Extract each line from the entries below that has the string "React" in it.

━━━━━━

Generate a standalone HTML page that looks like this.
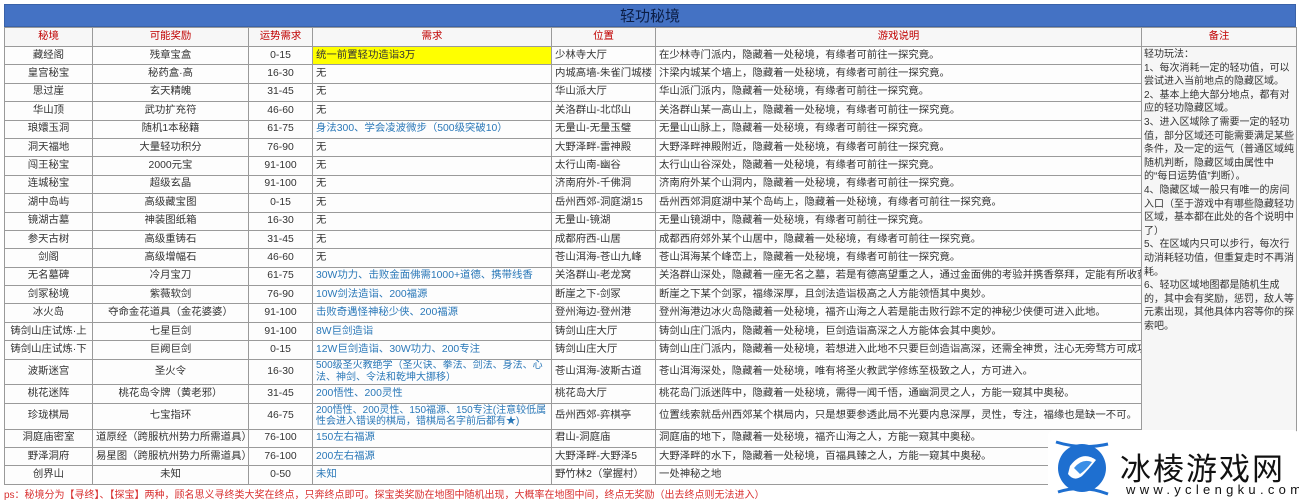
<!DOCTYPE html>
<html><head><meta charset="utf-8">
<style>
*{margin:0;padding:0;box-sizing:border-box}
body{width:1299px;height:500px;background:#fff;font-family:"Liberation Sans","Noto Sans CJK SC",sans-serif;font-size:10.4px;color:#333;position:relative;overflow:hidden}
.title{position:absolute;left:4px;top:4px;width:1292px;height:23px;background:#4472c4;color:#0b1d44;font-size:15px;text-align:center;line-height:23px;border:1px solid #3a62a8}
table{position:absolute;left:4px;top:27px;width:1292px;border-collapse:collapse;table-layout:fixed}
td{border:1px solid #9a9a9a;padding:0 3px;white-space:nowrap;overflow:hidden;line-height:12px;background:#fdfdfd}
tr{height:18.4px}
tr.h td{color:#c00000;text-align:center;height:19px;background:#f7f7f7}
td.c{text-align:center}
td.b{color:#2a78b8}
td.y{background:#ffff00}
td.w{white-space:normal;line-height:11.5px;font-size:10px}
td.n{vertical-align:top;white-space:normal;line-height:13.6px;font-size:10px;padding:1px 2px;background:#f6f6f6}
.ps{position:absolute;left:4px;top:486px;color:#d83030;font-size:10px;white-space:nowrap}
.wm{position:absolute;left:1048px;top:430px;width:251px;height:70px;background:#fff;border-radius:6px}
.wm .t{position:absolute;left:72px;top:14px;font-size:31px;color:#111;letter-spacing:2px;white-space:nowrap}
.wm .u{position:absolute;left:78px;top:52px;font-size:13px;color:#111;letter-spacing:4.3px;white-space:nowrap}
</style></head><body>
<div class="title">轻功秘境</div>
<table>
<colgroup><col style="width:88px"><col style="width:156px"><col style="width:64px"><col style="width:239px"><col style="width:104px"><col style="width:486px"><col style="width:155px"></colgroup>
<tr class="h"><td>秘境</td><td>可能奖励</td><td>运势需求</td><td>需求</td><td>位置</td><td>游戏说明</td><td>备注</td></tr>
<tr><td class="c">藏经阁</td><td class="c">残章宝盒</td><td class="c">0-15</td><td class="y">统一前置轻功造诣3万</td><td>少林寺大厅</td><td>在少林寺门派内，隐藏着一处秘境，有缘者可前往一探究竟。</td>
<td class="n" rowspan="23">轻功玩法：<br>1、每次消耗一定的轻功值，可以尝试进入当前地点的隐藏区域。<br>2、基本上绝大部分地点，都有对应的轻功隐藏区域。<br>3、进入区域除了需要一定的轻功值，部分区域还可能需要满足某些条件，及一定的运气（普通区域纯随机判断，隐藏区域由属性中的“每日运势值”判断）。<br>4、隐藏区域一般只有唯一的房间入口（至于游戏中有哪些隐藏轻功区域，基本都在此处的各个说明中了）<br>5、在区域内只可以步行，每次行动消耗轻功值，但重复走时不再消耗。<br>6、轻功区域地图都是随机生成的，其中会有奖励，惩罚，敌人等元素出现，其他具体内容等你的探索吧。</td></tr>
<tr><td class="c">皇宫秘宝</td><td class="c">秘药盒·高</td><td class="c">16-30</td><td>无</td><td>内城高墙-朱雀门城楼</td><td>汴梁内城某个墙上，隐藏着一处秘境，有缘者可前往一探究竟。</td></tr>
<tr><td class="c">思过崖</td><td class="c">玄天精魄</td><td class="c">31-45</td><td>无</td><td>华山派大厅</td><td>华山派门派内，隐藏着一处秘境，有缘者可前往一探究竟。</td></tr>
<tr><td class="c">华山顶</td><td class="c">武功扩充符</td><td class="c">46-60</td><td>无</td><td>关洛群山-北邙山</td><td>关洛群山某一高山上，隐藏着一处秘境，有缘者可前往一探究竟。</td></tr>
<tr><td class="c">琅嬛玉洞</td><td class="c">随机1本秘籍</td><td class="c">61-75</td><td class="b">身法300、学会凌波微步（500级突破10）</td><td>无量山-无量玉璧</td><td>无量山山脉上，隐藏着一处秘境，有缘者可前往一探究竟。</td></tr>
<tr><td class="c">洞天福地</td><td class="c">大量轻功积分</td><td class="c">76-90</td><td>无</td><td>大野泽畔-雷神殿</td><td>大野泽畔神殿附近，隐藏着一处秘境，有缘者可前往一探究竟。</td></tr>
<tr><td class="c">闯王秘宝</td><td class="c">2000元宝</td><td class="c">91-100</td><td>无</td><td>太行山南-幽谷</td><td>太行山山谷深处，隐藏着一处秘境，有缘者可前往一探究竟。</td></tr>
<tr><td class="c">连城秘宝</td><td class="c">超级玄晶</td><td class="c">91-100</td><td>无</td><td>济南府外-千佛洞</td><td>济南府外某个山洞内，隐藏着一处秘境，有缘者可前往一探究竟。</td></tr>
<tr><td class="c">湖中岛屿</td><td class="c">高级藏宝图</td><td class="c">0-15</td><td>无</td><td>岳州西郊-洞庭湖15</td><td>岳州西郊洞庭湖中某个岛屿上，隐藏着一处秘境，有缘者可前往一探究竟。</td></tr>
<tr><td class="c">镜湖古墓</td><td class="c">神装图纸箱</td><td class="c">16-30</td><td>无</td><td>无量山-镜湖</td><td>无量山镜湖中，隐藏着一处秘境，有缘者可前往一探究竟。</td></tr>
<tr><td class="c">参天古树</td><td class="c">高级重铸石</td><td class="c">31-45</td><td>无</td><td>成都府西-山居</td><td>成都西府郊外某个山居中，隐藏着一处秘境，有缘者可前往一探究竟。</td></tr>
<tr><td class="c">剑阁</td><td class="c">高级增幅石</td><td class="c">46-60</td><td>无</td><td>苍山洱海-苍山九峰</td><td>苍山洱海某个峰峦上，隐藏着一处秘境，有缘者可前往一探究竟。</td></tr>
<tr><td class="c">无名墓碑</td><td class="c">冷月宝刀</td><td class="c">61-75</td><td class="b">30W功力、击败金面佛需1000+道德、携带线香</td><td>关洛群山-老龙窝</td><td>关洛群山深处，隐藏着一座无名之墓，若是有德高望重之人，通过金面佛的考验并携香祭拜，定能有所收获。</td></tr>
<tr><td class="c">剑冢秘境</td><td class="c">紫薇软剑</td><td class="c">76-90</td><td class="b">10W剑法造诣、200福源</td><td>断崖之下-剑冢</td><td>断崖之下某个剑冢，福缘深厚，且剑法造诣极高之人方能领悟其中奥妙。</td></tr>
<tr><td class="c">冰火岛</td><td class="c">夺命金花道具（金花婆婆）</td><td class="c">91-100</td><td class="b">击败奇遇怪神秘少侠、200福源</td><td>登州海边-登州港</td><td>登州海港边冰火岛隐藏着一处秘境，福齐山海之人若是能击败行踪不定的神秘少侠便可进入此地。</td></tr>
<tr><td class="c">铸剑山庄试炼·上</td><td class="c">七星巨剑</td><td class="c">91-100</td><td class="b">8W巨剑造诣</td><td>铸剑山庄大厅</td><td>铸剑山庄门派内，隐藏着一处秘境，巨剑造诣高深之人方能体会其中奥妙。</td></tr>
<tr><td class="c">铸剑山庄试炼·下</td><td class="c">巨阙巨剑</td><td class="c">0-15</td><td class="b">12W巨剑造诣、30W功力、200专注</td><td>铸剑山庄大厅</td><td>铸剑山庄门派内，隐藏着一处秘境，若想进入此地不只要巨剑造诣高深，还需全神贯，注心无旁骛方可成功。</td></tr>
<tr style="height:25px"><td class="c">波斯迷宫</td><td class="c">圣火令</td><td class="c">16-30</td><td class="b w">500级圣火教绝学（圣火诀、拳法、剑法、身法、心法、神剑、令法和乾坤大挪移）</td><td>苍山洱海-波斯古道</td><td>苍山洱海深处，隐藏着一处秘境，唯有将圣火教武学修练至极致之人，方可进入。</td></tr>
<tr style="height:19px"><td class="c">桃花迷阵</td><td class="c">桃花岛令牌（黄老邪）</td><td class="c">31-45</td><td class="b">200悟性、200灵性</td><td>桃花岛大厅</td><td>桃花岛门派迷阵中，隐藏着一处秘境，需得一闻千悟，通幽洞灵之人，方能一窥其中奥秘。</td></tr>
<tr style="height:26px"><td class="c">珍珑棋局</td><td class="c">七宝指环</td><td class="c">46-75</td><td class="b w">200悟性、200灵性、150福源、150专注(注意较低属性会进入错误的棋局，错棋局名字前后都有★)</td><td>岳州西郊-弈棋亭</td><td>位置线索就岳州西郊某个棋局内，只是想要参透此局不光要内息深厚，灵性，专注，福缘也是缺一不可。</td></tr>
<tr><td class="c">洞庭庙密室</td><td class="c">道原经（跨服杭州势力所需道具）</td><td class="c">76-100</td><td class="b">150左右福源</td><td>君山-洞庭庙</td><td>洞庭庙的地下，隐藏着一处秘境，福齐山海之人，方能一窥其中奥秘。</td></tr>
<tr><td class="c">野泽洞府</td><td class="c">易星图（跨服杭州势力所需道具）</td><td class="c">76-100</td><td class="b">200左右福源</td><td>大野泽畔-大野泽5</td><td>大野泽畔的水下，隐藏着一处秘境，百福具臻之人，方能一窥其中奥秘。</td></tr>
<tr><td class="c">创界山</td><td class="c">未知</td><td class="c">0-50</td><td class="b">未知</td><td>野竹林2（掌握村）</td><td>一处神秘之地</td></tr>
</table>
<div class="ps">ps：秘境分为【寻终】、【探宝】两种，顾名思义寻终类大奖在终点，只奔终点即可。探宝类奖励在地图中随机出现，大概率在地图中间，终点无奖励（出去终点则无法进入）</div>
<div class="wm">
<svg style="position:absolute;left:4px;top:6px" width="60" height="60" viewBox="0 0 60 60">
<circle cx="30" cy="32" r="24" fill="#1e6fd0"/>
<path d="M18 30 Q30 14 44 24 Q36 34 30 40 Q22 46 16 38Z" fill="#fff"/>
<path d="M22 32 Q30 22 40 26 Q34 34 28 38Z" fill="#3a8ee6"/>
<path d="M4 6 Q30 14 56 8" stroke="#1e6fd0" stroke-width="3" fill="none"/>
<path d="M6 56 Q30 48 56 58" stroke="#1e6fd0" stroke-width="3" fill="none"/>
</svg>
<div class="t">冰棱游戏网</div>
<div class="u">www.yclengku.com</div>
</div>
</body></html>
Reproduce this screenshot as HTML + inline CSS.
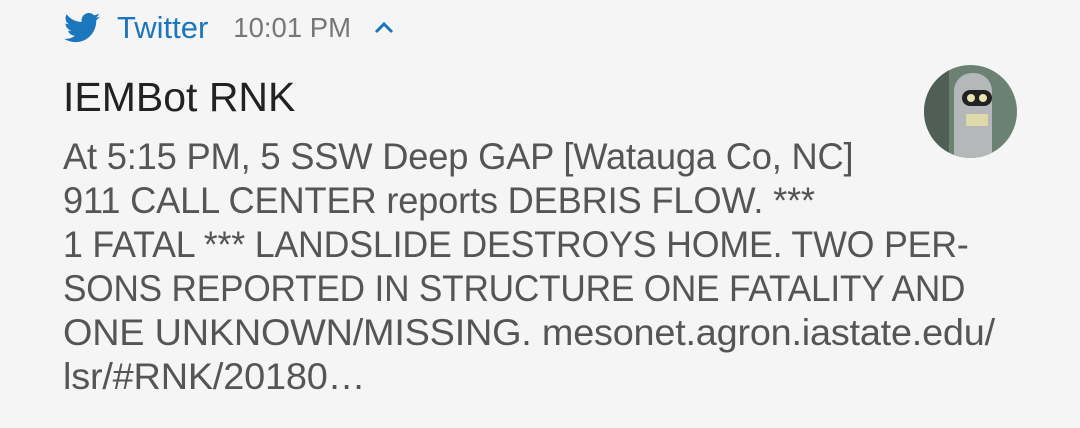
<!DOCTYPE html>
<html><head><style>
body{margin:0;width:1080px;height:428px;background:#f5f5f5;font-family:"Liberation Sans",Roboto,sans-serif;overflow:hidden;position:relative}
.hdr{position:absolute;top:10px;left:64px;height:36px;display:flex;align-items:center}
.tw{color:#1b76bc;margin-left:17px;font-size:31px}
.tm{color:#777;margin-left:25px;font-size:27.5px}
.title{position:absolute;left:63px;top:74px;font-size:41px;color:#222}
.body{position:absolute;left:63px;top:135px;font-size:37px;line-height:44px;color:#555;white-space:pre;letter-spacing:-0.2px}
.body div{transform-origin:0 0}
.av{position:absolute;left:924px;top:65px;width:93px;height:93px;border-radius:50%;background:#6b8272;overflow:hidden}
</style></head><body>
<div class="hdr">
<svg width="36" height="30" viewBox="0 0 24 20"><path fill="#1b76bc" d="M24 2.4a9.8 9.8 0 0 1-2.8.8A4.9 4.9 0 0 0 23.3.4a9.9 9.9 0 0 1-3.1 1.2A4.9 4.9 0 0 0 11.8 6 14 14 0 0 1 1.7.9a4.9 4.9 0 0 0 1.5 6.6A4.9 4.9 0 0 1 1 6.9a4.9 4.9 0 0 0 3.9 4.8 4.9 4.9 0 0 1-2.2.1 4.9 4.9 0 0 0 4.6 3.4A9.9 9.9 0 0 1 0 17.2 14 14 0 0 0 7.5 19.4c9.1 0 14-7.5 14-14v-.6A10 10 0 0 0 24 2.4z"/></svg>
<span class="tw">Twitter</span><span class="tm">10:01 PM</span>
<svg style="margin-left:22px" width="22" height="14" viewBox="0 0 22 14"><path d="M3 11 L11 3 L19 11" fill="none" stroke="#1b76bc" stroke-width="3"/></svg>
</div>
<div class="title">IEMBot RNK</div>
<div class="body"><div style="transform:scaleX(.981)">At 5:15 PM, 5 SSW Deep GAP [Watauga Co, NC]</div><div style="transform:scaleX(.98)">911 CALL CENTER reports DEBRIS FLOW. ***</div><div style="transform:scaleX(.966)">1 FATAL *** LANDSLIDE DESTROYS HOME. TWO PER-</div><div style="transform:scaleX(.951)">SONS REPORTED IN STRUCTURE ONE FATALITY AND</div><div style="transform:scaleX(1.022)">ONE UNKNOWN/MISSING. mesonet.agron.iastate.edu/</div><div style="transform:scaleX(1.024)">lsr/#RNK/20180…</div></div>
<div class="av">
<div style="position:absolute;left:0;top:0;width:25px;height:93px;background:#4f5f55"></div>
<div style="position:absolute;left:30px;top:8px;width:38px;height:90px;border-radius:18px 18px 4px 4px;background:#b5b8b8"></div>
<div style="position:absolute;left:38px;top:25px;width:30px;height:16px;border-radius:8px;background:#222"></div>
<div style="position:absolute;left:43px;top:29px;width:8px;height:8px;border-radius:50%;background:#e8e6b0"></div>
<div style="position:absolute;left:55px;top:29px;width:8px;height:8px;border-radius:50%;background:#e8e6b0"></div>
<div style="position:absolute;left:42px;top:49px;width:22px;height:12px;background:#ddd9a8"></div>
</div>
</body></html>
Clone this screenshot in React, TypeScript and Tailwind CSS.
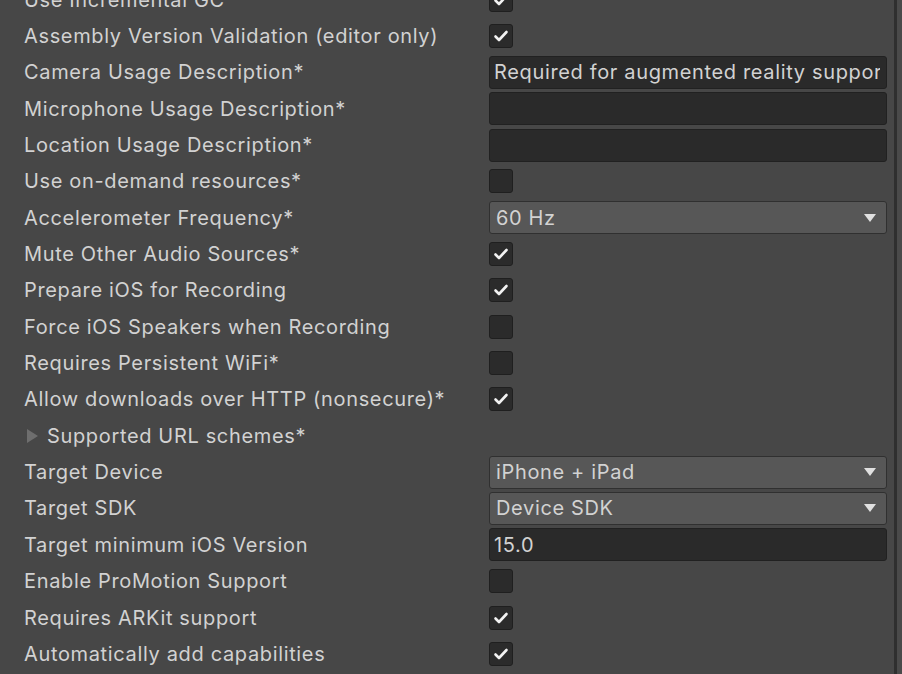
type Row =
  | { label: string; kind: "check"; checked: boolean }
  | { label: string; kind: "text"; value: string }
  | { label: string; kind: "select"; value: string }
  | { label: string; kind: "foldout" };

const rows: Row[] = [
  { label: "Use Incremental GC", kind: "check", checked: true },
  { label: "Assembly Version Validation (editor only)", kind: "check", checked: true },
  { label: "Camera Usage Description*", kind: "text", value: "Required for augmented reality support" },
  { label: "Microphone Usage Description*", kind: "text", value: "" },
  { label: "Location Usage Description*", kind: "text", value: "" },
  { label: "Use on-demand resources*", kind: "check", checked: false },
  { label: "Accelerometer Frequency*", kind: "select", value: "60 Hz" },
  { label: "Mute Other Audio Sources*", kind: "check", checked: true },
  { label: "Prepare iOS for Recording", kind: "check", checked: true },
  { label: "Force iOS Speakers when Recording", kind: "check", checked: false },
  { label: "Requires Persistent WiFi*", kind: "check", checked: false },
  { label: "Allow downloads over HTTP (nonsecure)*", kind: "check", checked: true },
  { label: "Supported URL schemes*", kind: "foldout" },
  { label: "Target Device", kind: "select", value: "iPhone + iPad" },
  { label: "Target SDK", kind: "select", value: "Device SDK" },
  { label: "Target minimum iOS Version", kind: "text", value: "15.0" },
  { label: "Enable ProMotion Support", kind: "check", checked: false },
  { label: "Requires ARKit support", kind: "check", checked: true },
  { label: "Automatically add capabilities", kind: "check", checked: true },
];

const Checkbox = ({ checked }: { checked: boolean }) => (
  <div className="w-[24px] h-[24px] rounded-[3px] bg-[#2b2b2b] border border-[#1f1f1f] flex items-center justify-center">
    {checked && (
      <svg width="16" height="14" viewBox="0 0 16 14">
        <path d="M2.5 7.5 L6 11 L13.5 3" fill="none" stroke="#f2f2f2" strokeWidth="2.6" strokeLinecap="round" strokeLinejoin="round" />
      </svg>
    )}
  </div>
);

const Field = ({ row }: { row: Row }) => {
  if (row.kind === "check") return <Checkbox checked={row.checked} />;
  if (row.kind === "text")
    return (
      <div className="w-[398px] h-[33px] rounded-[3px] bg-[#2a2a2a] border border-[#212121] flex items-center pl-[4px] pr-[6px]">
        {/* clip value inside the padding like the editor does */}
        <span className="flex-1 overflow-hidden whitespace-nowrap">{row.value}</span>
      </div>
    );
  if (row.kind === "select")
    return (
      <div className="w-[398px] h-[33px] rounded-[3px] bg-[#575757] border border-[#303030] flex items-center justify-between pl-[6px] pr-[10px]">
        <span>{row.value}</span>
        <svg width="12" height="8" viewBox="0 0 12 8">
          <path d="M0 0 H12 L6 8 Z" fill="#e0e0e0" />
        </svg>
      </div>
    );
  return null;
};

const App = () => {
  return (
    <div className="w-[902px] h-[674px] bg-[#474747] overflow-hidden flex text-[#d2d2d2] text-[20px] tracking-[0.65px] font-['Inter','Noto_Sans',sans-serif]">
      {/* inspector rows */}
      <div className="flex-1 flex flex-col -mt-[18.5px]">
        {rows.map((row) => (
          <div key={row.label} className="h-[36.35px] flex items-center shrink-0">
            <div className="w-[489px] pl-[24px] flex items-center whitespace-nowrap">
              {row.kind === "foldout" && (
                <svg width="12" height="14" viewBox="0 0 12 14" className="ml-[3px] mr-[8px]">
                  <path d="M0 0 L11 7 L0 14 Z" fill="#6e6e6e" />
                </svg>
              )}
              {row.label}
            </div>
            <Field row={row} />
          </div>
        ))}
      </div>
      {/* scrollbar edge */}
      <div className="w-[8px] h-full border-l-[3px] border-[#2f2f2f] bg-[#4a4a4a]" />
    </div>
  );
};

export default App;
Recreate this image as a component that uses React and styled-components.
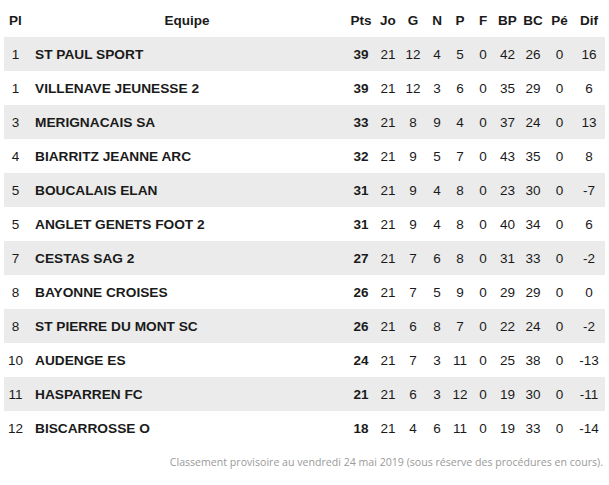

━━━━━━

(Problem solution):
Clone this screenshot in React, TypeScript and Tailwind CSS.
Recreate this image as a component that uses React and styled-components.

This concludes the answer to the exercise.